I think that the best examples are successful open source projects: a community of highly skilled designers and engineers geographically dispersed; working collaboratively and with agility towards a set of common goals; using tools and techniques that support collaboration and quality; self-organizing and self-governing where leadership emerges from within the community.

Linux, Apache, Mozilla, Python, Plone, Drupal, OpenOffice, etc. It's a very long list.

We use the products of open source development every day. In fact, we absolutely depend on it. When we browse the Web, we use an infrastructure that is largely open source. The many successful projects  have evolved remarkably similar sets of tools and processes that embrace the best characteristics of collaborative development. Based on my own experience working with open source, the personal lessons and rewards of "membership" are as important as the functionality they provide.

Here's a snapshot showing how open source-style collaboration at Penn State could work: I have a passion for accessible web design. There is an emerging assistive technology called ARIA (Accessible Rich Internet Applications), and I'd like to explore its application and adoption at Penn State.

I have gone to a list of collaboration / presentation topics at the PSUWeb community wiki (https://wikispaces.psu.edu/display/psuweb/presentationtopics). I add the description of the topic by following the examples already on the page, and then I claim responsibility for that topic. That means I communicate my intent to facilitate a group to develop a project plan, vet the plan with the PSU Web community; begin the planning process; sponsor one or more hands-on design and code sprints; maybe create a presentation; start a list discussion or forum; start implementation of ARIA in an application that I'm working on - all with an overarching goal that we learn as a group by doing and sharing hands-on work.

I am especially mindful to make the space for others who want to join, or wish to have a leadership role, because I need their help, expertise and point of view.

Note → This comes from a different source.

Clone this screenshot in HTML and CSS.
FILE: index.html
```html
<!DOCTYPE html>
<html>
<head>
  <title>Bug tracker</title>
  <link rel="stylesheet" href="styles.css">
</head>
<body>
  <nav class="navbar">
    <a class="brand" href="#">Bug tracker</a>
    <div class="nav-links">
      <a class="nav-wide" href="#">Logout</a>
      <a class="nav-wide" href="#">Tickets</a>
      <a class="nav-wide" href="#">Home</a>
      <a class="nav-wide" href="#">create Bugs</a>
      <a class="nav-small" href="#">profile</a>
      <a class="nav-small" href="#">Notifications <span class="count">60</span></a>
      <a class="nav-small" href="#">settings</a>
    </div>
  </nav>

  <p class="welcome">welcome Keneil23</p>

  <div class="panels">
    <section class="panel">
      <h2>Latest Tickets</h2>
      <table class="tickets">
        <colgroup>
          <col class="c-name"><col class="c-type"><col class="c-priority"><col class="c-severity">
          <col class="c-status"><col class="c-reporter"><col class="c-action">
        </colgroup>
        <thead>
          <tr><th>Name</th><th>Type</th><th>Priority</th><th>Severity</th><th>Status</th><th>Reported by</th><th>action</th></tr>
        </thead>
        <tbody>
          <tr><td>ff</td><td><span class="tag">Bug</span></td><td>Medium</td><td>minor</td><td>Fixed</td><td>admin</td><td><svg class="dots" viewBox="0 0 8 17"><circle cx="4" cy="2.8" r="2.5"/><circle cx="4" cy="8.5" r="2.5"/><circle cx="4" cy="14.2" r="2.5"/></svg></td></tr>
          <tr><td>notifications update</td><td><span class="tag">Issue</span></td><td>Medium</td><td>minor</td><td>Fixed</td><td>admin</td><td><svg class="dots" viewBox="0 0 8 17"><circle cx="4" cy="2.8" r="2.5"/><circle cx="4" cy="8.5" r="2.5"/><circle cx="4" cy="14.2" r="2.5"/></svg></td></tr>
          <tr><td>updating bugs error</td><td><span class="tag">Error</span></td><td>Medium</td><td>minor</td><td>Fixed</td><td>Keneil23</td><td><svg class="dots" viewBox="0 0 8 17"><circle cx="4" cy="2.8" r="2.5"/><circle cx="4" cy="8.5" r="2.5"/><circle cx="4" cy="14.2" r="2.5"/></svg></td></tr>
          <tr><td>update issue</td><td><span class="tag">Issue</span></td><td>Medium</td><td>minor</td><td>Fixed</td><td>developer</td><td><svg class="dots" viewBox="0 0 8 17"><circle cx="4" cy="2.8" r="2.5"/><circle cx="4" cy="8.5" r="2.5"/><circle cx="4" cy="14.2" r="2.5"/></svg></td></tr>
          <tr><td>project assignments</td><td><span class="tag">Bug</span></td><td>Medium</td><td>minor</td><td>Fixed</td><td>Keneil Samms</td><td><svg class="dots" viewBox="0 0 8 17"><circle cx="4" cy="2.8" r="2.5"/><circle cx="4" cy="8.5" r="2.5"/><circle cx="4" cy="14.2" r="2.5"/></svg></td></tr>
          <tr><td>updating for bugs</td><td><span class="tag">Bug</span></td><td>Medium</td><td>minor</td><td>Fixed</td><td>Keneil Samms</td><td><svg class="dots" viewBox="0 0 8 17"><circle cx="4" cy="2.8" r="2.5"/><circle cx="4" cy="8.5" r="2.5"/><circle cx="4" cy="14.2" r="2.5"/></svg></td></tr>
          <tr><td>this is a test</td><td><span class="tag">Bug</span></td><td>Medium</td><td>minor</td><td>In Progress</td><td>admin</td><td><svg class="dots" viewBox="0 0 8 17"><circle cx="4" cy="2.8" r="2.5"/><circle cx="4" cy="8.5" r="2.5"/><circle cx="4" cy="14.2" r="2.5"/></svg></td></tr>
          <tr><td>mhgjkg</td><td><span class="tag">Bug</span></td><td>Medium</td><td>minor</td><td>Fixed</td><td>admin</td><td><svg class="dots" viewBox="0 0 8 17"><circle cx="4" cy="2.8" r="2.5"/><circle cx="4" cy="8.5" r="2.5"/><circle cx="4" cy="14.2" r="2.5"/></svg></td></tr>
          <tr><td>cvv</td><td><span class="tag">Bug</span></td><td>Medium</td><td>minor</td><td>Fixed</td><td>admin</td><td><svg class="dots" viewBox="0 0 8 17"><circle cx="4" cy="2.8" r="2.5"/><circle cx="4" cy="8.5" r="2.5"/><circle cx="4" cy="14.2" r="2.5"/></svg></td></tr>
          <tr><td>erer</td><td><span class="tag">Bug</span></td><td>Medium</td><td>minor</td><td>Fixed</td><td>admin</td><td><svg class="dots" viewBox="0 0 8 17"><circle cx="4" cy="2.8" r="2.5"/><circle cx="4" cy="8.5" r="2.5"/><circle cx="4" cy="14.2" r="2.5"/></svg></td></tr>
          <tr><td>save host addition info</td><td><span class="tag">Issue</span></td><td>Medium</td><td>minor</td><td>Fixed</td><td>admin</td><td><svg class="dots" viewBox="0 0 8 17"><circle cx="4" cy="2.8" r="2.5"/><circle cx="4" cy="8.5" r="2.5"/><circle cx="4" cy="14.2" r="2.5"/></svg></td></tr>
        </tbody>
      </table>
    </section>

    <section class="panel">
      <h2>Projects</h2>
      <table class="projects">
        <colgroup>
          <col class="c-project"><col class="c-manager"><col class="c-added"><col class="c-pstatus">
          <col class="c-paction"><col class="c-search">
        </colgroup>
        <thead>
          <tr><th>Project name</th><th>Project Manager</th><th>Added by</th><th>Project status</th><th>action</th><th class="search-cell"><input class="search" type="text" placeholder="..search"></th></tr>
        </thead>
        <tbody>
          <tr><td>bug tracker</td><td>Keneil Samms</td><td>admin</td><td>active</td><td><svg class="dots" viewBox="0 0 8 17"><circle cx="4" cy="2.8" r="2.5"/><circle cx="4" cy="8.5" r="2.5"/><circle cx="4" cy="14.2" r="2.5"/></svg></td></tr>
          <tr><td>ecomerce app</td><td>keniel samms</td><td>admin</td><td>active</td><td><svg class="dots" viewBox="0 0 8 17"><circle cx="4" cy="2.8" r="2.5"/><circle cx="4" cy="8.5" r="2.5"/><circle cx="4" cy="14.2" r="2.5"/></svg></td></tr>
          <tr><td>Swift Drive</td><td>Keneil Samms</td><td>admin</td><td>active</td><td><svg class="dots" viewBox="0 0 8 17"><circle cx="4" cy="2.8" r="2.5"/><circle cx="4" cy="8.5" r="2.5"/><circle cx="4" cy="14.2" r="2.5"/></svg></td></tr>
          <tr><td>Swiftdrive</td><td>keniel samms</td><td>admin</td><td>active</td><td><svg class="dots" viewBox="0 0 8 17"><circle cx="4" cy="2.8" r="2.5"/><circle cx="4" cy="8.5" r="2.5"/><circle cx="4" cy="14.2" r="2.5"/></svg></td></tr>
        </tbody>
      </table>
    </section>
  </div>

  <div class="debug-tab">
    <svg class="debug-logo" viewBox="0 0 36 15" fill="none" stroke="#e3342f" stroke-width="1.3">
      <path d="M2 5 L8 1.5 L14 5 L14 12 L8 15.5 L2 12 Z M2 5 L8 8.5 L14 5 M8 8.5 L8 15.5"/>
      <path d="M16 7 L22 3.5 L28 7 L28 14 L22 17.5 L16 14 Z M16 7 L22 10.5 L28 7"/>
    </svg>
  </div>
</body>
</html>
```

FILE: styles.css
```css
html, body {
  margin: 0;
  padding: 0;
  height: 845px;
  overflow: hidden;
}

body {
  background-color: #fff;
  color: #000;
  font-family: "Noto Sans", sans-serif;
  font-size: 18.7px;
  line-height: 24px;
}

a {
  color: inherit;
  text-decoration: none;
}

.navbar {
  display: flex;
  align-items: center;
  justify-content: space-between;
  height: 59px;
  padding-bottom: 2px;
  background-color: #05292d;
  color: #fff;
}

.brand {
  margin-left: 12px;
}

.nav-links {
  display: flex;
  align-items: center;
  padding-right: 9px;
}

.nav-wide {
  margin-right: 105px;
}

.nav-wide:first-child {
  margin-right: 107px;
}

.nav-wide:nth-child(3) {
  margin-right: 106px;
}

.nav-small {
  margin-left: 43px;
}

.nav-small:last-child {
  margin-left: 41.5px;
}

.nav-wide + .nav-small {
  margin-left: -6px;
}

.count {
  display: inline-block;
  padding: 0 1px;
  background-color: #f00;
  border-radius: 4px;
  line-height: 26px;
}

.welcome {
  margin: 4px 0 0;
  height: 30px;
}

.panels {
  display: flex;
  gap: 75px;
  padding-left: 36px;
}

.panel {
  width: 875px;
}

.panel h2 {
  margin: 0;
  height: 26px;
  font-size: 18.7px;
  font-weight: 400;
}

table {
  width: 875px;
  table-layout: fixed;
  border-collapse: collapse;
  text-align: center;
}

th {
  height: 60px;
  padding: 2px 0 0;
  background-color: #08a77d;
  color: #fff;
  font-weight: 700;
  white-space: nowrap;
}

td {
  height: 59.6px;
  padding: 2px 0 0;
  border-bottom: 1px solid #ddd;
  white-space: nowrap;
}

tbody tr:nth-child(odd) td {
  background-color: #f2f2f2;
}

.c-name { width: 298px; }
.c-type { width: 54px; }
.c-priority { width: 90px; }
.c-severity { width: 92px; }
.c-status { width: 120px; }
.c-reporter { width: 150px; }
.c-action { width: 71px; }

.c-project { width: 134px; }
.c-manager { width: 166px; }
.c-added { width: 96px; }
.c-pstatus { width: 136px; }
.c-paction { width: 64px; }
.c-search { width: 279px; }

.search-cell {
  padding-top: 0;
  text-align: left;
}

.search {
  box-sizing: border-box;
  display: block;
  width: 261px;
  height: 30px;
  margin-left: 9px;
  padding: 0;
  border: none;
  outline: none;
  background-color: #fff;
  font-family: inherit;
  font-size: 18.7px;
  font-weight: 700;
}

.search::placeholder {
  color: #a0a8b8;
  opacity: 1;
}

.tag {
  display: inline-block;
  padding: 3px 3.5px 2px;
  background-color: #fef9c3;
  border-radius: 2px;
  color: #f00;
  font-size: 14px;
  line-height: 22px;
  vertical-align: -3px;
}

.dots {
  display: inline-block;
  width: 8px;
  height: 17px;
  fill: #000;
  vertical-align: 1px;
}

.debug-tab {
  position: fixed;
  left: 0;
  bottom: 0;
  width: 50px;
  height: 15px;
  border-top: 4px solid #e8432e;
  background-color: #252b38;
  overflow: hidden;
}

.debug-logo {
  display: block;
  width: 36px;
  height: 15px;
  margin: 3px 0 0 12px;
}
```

Our special group on ARIA technology quickly discovers the need to have in place the tools that help collaboration. I like IRC, personally. But if others want to use the tool they already know - twitter - OK, then we use twitter, and we standardize on tags #psuweb and #aria to aid communication.

We also need to share code, and email just won't do it. I use the subversion code repository, but nobody else uses a tool  to share code. So, I'll teach them how to use Subversion. We'll quickly be at the point where we can start real work on the project. Months later, somebody may present a prototype template and lead a discussion at a hastily planned birds-of-a-feather session at the Web conference. Somebody else may present a (also hastily planned) lightning talk. This is agile, and it's all good.

Web City at Penn State: an agile, social and collaborative response to the continuing challenges that confront our Web presence. This is how open source communities do it, and prosper. This is how we could do it, too.